Working with others, she helped to develop strategies and rules for medical testing that have resulted in the three distinct phases of clinical trials commonly utilized today. And drawing on her knowledge and experience, she also helped to really focus attention and strengthen rules and practices to address the critical issues of conflict of interest and human subject protection.
In so many ways, Dr. Kelsey has helped to define modern medical product testing and clinical trials. She has strengthened regulatory science in ways that have changed FDA forever, and her contributions have made a difference—and continue to make a difference—worldwide.

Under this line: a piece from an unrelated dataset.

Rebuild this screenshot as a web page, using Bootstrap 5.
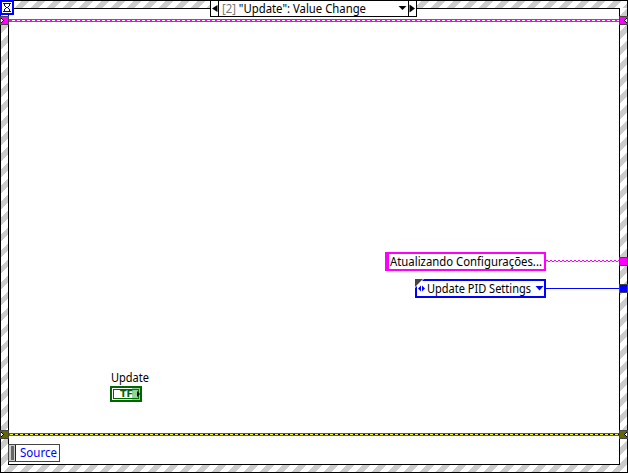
<!DOCTYPE html>
<html lang="pt-BR">
<head>
<meta charset="utf-8">
<meta name="viewport" content="width=device-width, initial-scale=1">
<title>Event structure</title>
<link href="https://cdn.jsdelivr.net/npm/bootstrap@5.3.0/dist/css/bootstrap.min.css" rel="stylesheet">
<style>
body{font:12px/15px "Noto Sans","Open Sans",sans-serif;color:#000;background:#fff}
.diagram{width:628px;height:473px;border:1px solid #000;padding:7px;background:repeating-linear-gradient(135deg,#fff 0 2.83px,#ccc 2.83px 8.49px,#fff 8.49px 11.314px) 0 0/626px 7px no-repeat,repeating-linear-gradient(135deg,#ccc 0 .7px,#fff .7px 6.36px,#ccc 6.36px 11.314px)}
.canvas{border:1px solid #000;background:#fff}
.node{position:absolute;white-space:nowrap}
.node svg,.node text{display:block}
.node svg{overflow:visible}
.selector{left:210px;top:0;width:207px;height:17px;border:1px solid #000;background:#fff}
.arrow{width:8px}
.arrow-l{border-right:1px solid #000}
.arrow-r{border-left:1px solid #000}
.wires{left:0;top:0;pointer-events:none}
.str{left:385px;top:252px;width:161px;height:19px;border:2px solid #f0f;border-left-width:4px;background:#fff}
.enum{left:415px;top:279px;width:131px;height:19px;border:2px solid #00f;background:#fff}
.src{left:8px;top:444px;width:52px;height:18px;border:1px solid #444;background:#fff;color:#00f}
.grip{width:7px;background:#ccc;border-right:1px solid #222;padding:1px 1px 1px 2px}
.grip span{background:#666;width:3px}
.node text{font:12px "Noto Sans","Open Sans",sans-serif}
</style>
</head>
<body class="overflow-hidden">
<main class="diagram d-flex position-relative">
<div class="canvas flex-grow-1"></div>
</main>
<svg class="node wires" width="628" height="473" shape-rendering="crispEdges">
<path d="M9 20.5H619" stroke="#f0f" stroke-width="3"/><path d="M12 20.5H619" stroke="#fff" stroke-dasharray="3 2"/>
<path d="M9 434.5H619" stroke="#660" stroke-width="3"/><path d="M10 434.5H619" stroke="#ff0" stroke-dasharray="3 2"/><path d="M13 434.5H619" stroke="#000" stroke-dasharray="2 3"/>
<path d="M546 288.5H620" stroke="#00f"/>
<path d="M546 260.5H620" stroke="#f0f" stroke-dasharray="2 2"/><path d="M548 261.5H620" stroke="#f0f" stroke-dasharray="2 2"/>
<g stroke="#444"><path d="M.5 16.500H8.500V24.500H.5ZM619.500 16.500H627.500V24.500H619.500ZM619.500 257.500H627.500V265.500H619.500Z" fill="#f0f"/><path d="M619.500 284.500H627.500V292.500H619.500Z" fill="#00f"/><path d="M.5 430.500H8.500V438.500H.5ZM619.500 430.500H627.500V438.500H619.500Z" fill="#660"/></g>
<path fill="#000" d="M1 18H2V19H3V20H4V21H3V22H2V23H1ZM627 18H626V19H625V20H624V21H625V22H626V23H627ZM1 432H2V433H3V434H4V435H3V436H2V437H1ZM627 432H626V433H625V434H624V435H625V436H626V437H627Z"/>
<path fill="#fff" d="M1 19H2V20H3V21H2V22H1ZM627 19H626V20H625V21H626V22H627ZM1 433H2V434H3V435H2V436H1ZM627 433H626V434H625V435H626V436H627Z"/>
</svg>
<svg class="node" style="left:0;top:0" width="14" height="15" shape-rendering="crispEdges"><path fill="#fff" stroke="#00f" stroke-width="2" d="M1 1H13V14H1Z"/><path fill="#00a" d="M3 3H11V4H3ZM3 11H11V12H3ZM4 4H5V6H4ZM9 4H10V6H9ZM5 6H6V7H5ZM8 6H9V7H8ZM6 7H8V8H6ZM5 8H6V9H5ZM8 8H9V9H8ZM4 9H5V11H4ZM9 9H10V11H9Z"/></svg>
<div class="node selector d-flex align-items-stretch">
<span class="arrow arrow-l"><svg width="7" height="15"><path d="M6.500 4V11L1 7.500Z"/></svg></span>
<svg width="189" height="15"><text x="3" y="12" textLength="144" lengthAdjust="spacingAndGlyphs"><tspan fill="#777">[2]</tspan> "Update": Value Change</text><path d="M179.500 5H187.500L183.500 9Z"/></svg>
<span class="arrow arrow-r"><svg width="7" height="15"><path d="M.5 3.500V11.500L6 7.500Z"/></svg></span>
</div>
<div class="node str"><svg width="155" height="15"><text x="1" y="12" textLength="152" lengthAdjust="spacingAndGlyphs">Atualizando Configurações...</text></svg></div>
<div class="node enum"><svg width="127" height="15"><path fill="#00f" d="M1 7.500 4 4.500V10.500ZM8 7.500 5 4.500V10.500ZM118.500 5H126.500L122.500 9.500Z"/><text x="10" y="12" textLength="104" lengthAdjust="spacingAndGlyphs">Update PID Settings</text></svg></div>
<svg class="node" style="left:415px;top:279px" width="9" height="9"><path fill="#fff" d="M0 0H9L0 9Z"/><path fill="#444" d="M0 0H8L0 8Z"/></svg>
<svg class="node" style="left:110px;top:370px" width="42" height="32"><text x="1" y="12" textLength="38" lengthAdjust="spacingAndGlyphs">Update</text>
<g shape-rendering="crispEdges"><path fill="#fff" stroke="#060" stroke-width="2" d="M1 17H31V31H1Z"/><path fill="#fff" stroke="#060" d="M3.500 19.500H28.500V28.500H3.500Z"/></g><text x="10" y="27" textLength="13" lengthAdjust="spacingAndGlyphs" style="font:bold 8px 'DejaVu Sans',sans-serif;fill:#060">TF</text><path fill="#080" opacity=".4" d="M22 18H30V30H22Z"/><path d="M27 21V27L30 24Z"/></svg>
<div class="node src d-flex"><span class="grip d-flex"><span></span></span><svg width="43" height="16"><text x="4" y="12" fill="#00f" textLength="37" lengthAdjust="spacingAndGlyphs">Source</text></svg></div>
<script src="https://cdn.jsdelivr.net/npm/bootstrap@5.3.0/dist/js/bootstrap.bundle.min.js"></script>
</body>
</html>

Today, we must build on her example. We must recognize the importance of bringing the best possible science to bear on all that we do: both importance of continually advancing regulatory science here at FDA and, working with others, the importance of continually building and extending the scientific framework for our regulatory work.
We must have the best regulatory science possible in practice at this agency, and we must recognize the need to commit wholeheartedly to our priority of strengthening the field for the future. For us to be the strong, effective public health agency we need to be—and we can be—we must approach those same principles of science with the same excellence and vigor that our honoree, Dr. Kelsey, did so many years ago.
After all, this award does much more than commemorate a 50th anniversary. It also celebrates the 49 years between then and now—years that were fundamentally and irrevocably shaped by the principles behind Dr. Kelsey’s decision…the principles of a woman whose example continues to inspire us today.
I am pleased to be able to also bring to this celebration the thanks and greetings of both our Secretary of Health and Human Services, Kathleen Sebelius, and our nation’s President, President Obama. Dr. Kelsey, you will receive the originals of these letters at your home. But I hope you won’t mind if I read them to you and the group assembled with us now.
[Letters from Secretary Sebelius and President Obama read by Dr. Hamburg.]
So Dr. Kelsey, as we honor you with this award, we also recommit ourselves to the scientific rigor and conviction with which you approached your job—and because of which, you transformed thousands of American futures. It is my privilege to present you with this award and to thank you for your extraordinary service to this agency and to this country.
And I speak for all of my colleagues when I say that it’s our honor—and our commitment—to continue your great work here at the FDA. Fifty years later, we still follow your lead—and promise that we will going forward.